▶ _STATED PROBLEM_
Print exactly the lines from the first one down to the line containing "import React from", both ends included, with no pictures and nothing else.

▶ _DATA SHOWN_
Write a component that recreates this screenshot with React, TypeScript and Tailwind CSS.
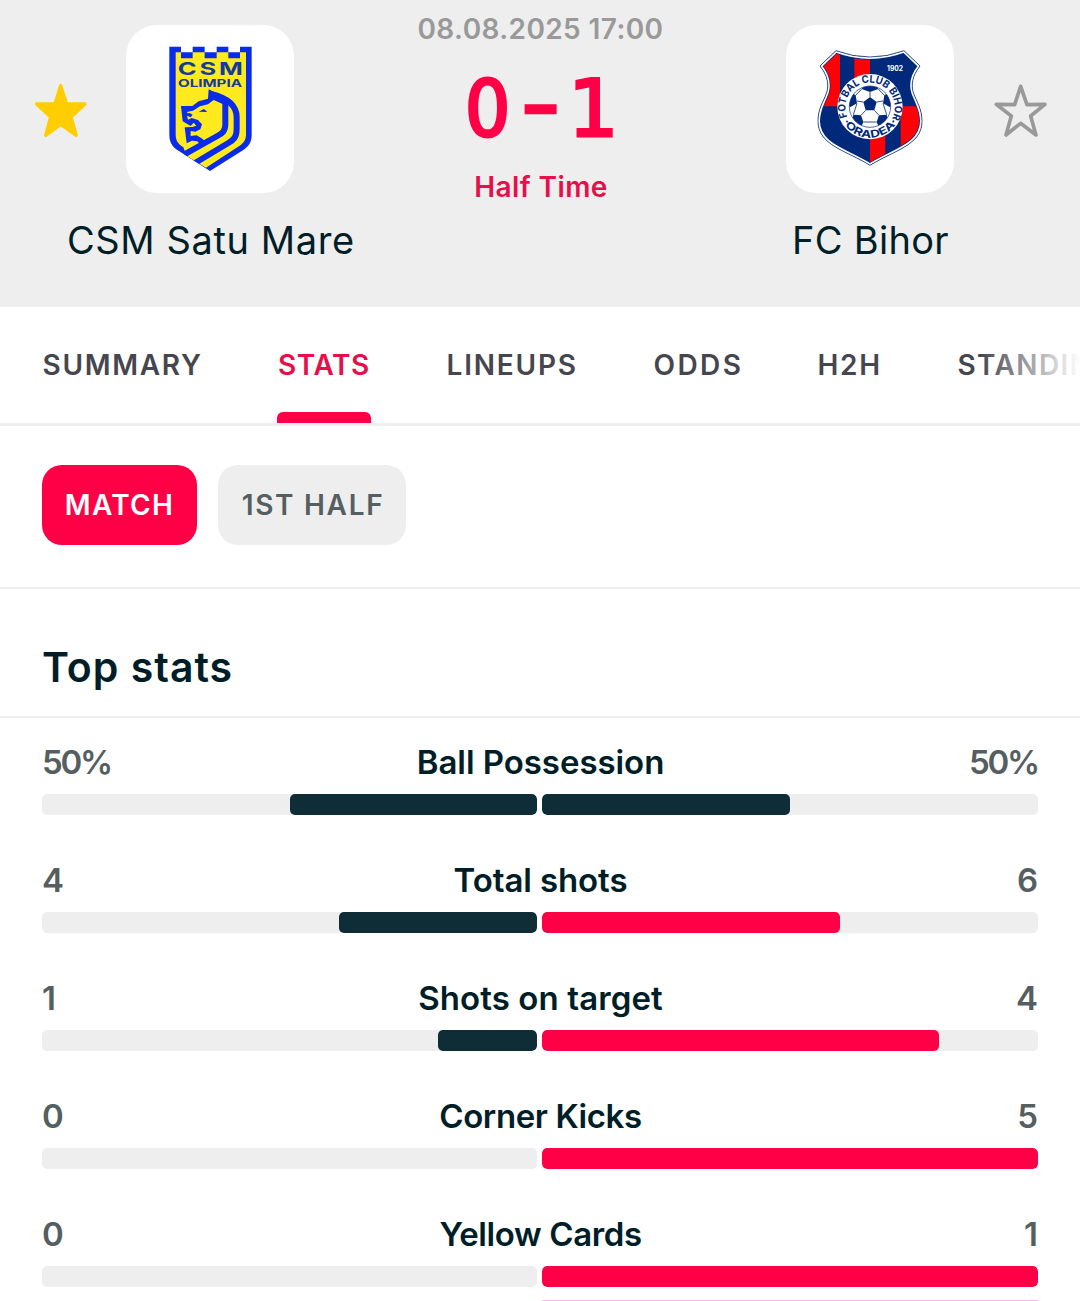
import React from "react";

const tabs = [
  { label: "SUMMARY", width: "w-[236px]", spacing: "tracking-[1.7px]", active: false },
  { label: "STATS", width: "w-[168px]", spacing: "tracking-[0.6px]", active: true },
  { label: "LINEUPS", width: "w-[207px]", spacing: "tracking-[1.8px]", active: false },
  { label: "ODDS", width: "w-[164px]", spacing: "tracking-[2.4px]", active: false },
  { label: "H2H", width: "w-[140px]", spacing: "tracking-[1.7px]", active: false },
  { label: "STANDINGS", width: "w-[210px]", spacing: "tracking-[1.4px]", active: false },
];

const stats = [
  { label: "Ball Possession", home: "50%", away: "50%", homePct: 50, awayPct: 50, spacing: "tracking-[-0.05px]" },
  { label: "Total shots", home: "4", away: "6", homePct: 40, awayPct: 60, spacing: "tracking-[-0.1px]" },
  { label: "Shots on target", home: "1", away: "4", homePct: 20, awayPct: 80, spacing: "tracking-[0.1px]" },
  { label: "Corner Kicks", home: "0", away: "5", homePct: 0, awayPct: 100, spacing: "tracking-[-0.4px]" },
  { label: "Yellow Cards", home: "0", away: "1", homePct: 0, awayPct: 100, spacing: "tracking-[-0.4px]" },
];

const OlimpiaCrest = () => (
  <svg viewBox="18 15 504 504" className="h-full w-full" aria-hidden="true">
    <defs>
      <clipPath id="olimpia">
        <path d="M148 80V345C148 368 158 382 178 394L270 453L364 394C385 381 395 368 395 345V80Z" />
      </clipPath>
    </defs>
    <path
      fill="#0a2bea"
      d="M148 80H183V97H218V80H254V97H290V80H325V97H360V80H395V345C395 368 385 381 364 394L270 453L178 394C158 382 148 368 148 345Z"
    />
    <path
      fill="#ffea1f"
      d="M167 97H183V115H218V97H254V115H290V97H325V115H360V97H378V343C378 362 369 372 352 382L258 443L200 407L190 382C174 372 167 362 167 343Z"
    />
    <g clipPath="url(#olimpia)" fill="none" stroke="#0a2bea" strokeWidth="18">
      <path d="M316 240V313C316 333 308 339 292 348L192 404" />
      <path d="M272 222C315 232 350 250 350 292V327C350 351 342 359 325 369L220 432" />
    </g>
    <g fill="#0a2bea">
      <path d="M266 208L335 243L316 256L281 240L264 253L240 259L219 272L203 275L201 280L209 279L218 284L212 292L201 287L204 299L215 294L234 300L246 313L241 328L226 335L212 333L212 348L230 346L247 356L258 367L244 377L232 364L216 362L200 370L194 322L217 321L229 317L221 308L212 318L188 304L183 258L217 258L236 244L264 236Z" />
      <path d="M236 275L252 267L262 276Z" />
    </g>
    <text x="173" y="165" textLength="204" lengthAdjust="spacingAndGlyphs" className="fill-[#123b9c] font-['Inter'] text-[54px] font-bold tracking-[6px]">CSM</text>
    <text x="174" y="200" textLength="192" lengthAdjust="spacingAndGlyphs" className="fill-[#123b9c] font-['Inter'] text-[33px] font-bold">OLIMPIA</text>
  </svg>
);

const BIHOR_SHIELD =
  "M168 92Q270 130 372 92L420 138C396 168 393 196 400 218C410 246 426 266 426 304C426 376 340 392 270 436C200 392 114 376 114 304C114 266 130 246 140 218C147 196 144 168 120 138Z";

const BihorCrest = () => (
  <svg viewBox="18 15 504 504" className="h-full w-full" aria-hidden="true">
    <defs>
      <clipPath id="bihor">
        <path d={BIHOR_SHIELD} />
      </clipPath>
      <clipPath id="ball">
        <circle cx="270" cy="260" r="62" />
      </clipPath>
      <path id="arcTop" d="M202 291A74 74 0 1 1 338 291" />
      <path id="arcBottom" d="M177 260A93 93 0 0 0 363 260" />
    </defs>
    <g clipPath="url(#bihor)">
      <path fill="#00297c" d="M100 80H440V450H100Z" />
      <path fill="#fb0207" d="M100 80H180V259H100ZM223 80H270V259H223ZM270 259H316V450H270ZM362 259H440V450H362Z" />
      <path d={BIHOR_SHIELD} fill="none" stroke="#00297c" strokeWidth="16" />
      <path d={BIHOR_SHIELD} fill="none" stroke="#fff" strokeWidth="12" />
    </g>
    <path d={BIHOR_SHIELD} fill="none" stroke="#1c4085" strokeWidth="2.5" />
    <circle cx="270" cy="260" r="98" fill="#fff" />
    <g clipPath="url(#ball)">
      <circle cx="270" cy="260" r="62" fill="#fff" />
      <g fill="#00297c">
        <path d="M270 231L290 246L283 271H257L250 246Z" />
        <path d="M245 207L270 216L295 207L284 190H256Z" />
        <path d="M313 226L309 250L330 262L345 240L330 215Z" />
        <path d="M227 226L231 250L210 262L195 240L210 215Z" />
        <path d="M290 306L297 286L320 284L325 310L300 330Z" />
        <path d="M250 306L243 286L220 284L215 310L240 330Z" />
      </g>
      <path
        fill="none"
        stroke="#00297c"
        strokeWidth="2.5"
        d="M270 231V216M290 246L309 243M283 271L297 286M257 271L243 286M250 246L231 243M295 207L313 226M245 207L227 226M309 250L320 284M231 250L220 284M290 306H250"
      />
    </g>
    <circle cx="270" cy="260" r="62" fill="none" stroke="#00297c" strokeWidth="2" />
    <text className="fill-[#00297c] font-['Inter'] text-[31px] font-bold">
      <textPath href="#arcTop" textLength="298" lengthAdjust="spacingAndGlyphs">FOTBAL CLUB BIHOR</textPath>
    </text>
    <text className="fill-[#00297c] font-['Inter'] text-[31px] font-bold">
      <textPath href="#arcBottom" startOffset="46" textLength="200" lengthAdjust="spacingAndGlyphs">·ORADEA·</textPath>
    </text>
    <text x="321" y="152" textLength="48" lengthAdjust="spacingAndGlyphs" className="fill-white font-['Inter'] text-[21px] font-bold">1902</text>
  </svg>
);

const Star = ({ filled }: { filled: boolean }) => (
  <svg viewBox="103 67 160 165" className="h-[55px] w-[53.3px]" aria-hidden="true">
    {filled ? (
      <path
        d="M183 75L201 129L256 130L214 169L230 224L183 191L138 224L153 169L111 130L166 129Z"
        fill="#ffcd00"
        stroke="#ffcd00"
        strokeWidth="10"
        strokeLinejoin="round"
      />
    ) : (
      <path
        d="M183 77L202 132L256 131L213 166L229 223L183 188L139 223L155 166L110 131L165 132Z"
        fill="none"
        stroke="#999"
        strokeWidth="11"
        strokeLinejoin="round"
      />
    )}
  </svg>
);

const StatBar = ({ pct, side }: { pct: number; side: "home" | "away" }) => {
  const leading = pct > 50;
  return (
    <div className={`flex h-[21px] overflow-hidden rounded-[5px] bg-[#eee] ${side === "home" ? "w-[495px] justify-end" : "w-[496px] justify-start"}`}>
      <div className={`h-full rounded-[5px] ${leading ? "bg-[#ff0046]" : "bg-[#0f2d37]"}`} style={{ width: `${pct}%` }} />
    </div>
  );
};

const App = () => {
  return (
    <div className="h-[1301px] w-[1080px] overflow-hidden bg-white font-['Inter',sans-serif] text-[#001e28]">
      {/* Match header */}
      <header className="flex h-[307px] bg-[#eee]">
        <div className="flex w-[420px] flex-col">
          <div className="flex pt-[25px]">
            <div className="flex w-[126px] pt-[58px] pl-[34px]">
              <Star filled />
            </div>
            <div className="h-[168px] w-[168px] overflow-hidden rounded-[31px] bg-white">
              <OlimpiaCrest />
            </div>
          </div>
          <div className="mt-[24px] pl-[67px] text-[38px] leading-[46px] tracking-[0.6px] whitespace-nowrap">CSM Satu Mare</div>
        </div>

        <div className="flex w-[241px] flex-col items-center whitespace-nowrap">
          <div className="mt-[12px] text-[28px] leading-[34px] font-semibold tracking-[0.4px] text-[#999]">08.08.2025 17:00</div>
          <div className="mt-[21px] flex h-[84px] items-center font-['DejaVu_Sans_Condensed','DejaVu_Sans',sans-serif] text-[79px] leading-[84px] text-[#ff0046] [-webkit-text-stroke:3px_#ff0046]">
            <span className="flex w-[52px] justify-center">0</span>
            <span className="flex w-[54px] justify-center pb-[11px] text-[76px] [-webkit-text-stroke:4.5px_#ff0046]">–</span>
            <span className="flex w-[52px] justify-center font-['DejaVu_Sans',sans-serif]">1</span>
          </div>
          <div className="mt-[19px] pl-px text-[28px] leading-[34px] font-semibold tracking-[0.4px] text-[#e60f4b]">Half Time</div>
        </div>

        <div className="flex w-[419px] flex-col">
          <div className="flex pt-[25px] pl-[125px]">
            <div className="h-[168px] w-[168px] overflow-hidden rounded-[31px] bg-white">
              <BihorCrest />
            </div>
            <div className="flex pt-[57.5px] pl-[39.5px]">
              <Star filled={false} />
            </div>
          </div>
          <div className="mt-[24px] pl-[131px] text-[38px] leading-[46px] tracking-[0.3px] whitespace-nowrap">FC Bihor</div>
        </div>
      </header>

      {/* Tabs */}
      <nav className="relative flex h-[119px] overflow-hidden border-b-[3px] border-[#eee] pl-[42.5px] text-[28px] font-semibold text-[#46464f]">
        {tabs.map((tab) => (
          <div key={tab.label} className={`flex shrink-0 ${tab.width} ${tab.spacing}`}>
            <div className={`flex flex-col justify-between ${tab.active ? "-ml-[1.5px] w-[94px] text-[#e60f4b]" : ""}`}>
              <span className={`mt-[41px] leading-[34px] ${tab.active ? "pl-[1px]" : ""}`}>{tab.label}</span>
              {tab.active && <span className="h-[11.5px] rounded-t-[6px] bg-[#ff0046]" />}
            </div>
          </div>
        ))}
        <div className="absolute top-0 right-0 h-[116px] w-[100px] bg-linear-to-r from-white/0 to-white" />
      </nav>

      {/* Period filter */}
      <div className="flex h-[163px] gap-[21px] border-b-2 border-[#eee] pt-[38.5px] pl-[42px] text-[28px] font-semibold">
        <button className="flex h-[80px] w-[155px] items-center justify-center rounded-[20px] bg-[#ff0046] tracking-[1.3px] text-white">MATCH</button>
        <button className="flex h-[80px] w-[188px] items-center justify-center rounded-[20px] bg-[#eee] pl-[2px] tracking-[1.7px] whitespace-nowrap text-[#555e61]">1ST HALF</button>
      </div>

      <h2 className="flex h-[129px] border-b-2 border-[#eee] pt-[53px] pl-[42px] text-[41px] leading-[50px] font-semibold tracking-[1px]">
        Top stats
      </h2>

      {/* Stat rows */}
      <div className="px-[42px]">
        {stats.map((stat) => (
          <div key={stat.label} className="h-[118px] pt-[24px] last:h-[110px]">
            <div className="grid h-[40px] grid-cols-[1fr_auto_1fr] text-[33px] leading-[40px] font-semibold">
              <span className={`text-[#555e61] ${stat.home.length > 1 ? "tracking-[-2.2px]" : ""}`}>{stat.home}</span>
              <span className={`pl-px ${stat.spacing}`}>{stat.label}</span>
              <span className={`text-right text-[#555e61] ${stat.away.length > 1 ? "tracking-[-2.2px]" : ""}`}>{stat.away}</span>
            </div>
            <div className="mt-[12px] flex gap-[5px]">
              <StatBar pct={stat.homePct} side="home" />
              <StatBar pct={stat.awayPct} side="away" />
            </div>
          </div>
        ))}
      </div>
      {/* Top edge of the next block */}
      <div className="ml-[542px] h-px w-[496px] bg-[#ffb3f0]" />
    </div>
  );
};

export default App;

▶ _RESULT_
Write a component that recreates this screenshot with React, TypeScript and Tailwind CSS.
import React from "react";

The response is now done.